Work to do:
It is required that the lines from the top of the listing through the line with "string; rows: Row[]" be reproduced exactly, excluding pictures.

Raw records:
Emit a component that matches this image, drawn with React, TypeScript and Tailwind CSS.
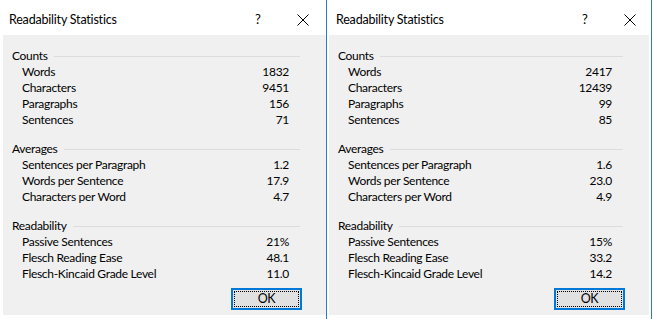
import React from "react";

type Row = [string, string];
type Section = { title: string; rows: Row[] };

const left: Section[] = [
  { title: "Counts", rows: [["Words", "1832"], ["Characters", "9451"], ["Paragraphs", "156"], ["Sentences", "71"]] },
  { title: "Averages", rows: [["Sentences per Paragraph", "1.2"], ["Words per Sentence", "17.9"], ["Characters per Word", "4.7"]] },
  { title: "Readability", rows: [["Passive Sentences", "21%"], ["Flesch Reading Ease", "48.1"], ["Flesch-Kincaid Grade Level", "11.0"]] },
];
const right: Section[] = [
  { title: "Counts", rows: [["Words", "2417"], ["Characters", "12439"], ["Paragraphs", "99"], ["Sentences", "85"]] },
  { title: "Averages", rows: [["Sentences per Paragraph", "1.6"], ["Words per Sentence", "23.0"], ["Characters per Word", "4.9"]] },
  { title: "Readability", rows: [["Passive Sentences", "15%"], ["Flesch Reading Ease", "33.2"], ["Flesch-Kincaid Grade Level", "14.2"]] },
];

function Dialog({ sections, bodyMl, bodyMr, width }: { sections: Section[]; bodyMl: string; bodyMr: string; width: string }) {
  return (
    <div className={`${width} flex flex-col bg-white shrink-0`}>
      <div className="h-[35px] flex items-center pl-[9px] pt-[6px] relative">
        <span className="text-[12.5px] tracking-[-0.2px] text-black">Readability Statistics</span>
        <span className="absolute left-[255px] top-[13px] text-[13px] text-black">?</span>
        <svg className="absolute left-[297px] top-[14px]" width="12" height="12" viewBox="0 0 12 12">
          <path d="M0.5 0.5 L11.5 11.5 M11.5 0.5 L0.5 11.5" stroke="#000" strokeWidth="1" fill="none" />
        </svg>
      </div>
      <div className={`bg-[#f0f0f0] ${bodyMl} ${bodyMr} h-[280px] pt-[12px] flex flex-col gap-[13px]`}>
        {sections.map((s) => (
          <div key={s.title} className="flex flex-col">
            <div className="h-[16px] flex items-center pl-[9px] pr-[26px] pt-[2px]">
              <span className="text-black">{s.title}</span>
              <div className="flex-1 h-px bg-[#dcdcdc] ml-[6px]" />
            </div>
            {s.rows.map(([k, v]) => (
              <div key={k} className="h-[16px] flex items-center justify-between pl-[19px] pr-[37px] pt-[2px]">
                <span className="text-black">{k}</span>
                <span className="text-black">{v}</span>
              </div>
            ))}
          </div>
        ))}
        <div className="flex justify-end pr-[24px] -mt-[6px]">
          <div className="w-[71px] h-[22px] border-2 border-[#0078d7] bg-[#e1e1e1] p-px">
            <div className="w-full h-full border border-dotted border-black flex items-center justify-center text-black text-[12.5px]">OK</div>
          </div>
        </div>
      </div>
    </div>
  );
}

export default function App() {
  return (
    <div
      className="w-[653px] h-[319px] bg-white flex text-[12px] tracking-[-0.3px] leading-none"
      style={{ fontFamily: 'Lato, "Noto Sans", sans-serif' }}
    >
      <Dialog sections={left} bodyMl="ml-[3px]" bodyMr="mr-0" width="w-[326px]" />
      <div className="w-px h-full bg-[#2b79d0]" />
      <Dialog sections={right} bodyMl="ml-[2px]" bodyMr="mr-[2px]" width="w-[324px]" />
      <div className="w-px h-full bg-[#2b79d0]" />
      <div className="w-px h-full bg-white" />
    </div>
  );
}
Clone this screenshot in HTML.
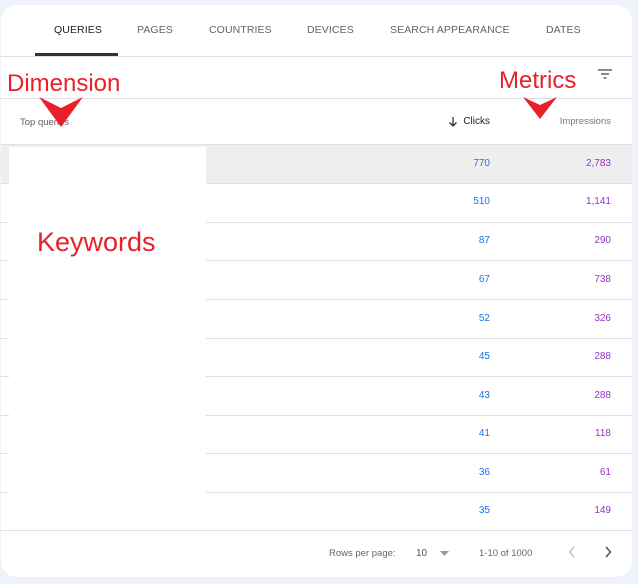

Problem solution:
Emit a component that matches this image, drawn with React, TypeScript and Tailwind CSS.
import React from "react";

type Row = [string, string];
type Section = { title: string; rows: Row[] };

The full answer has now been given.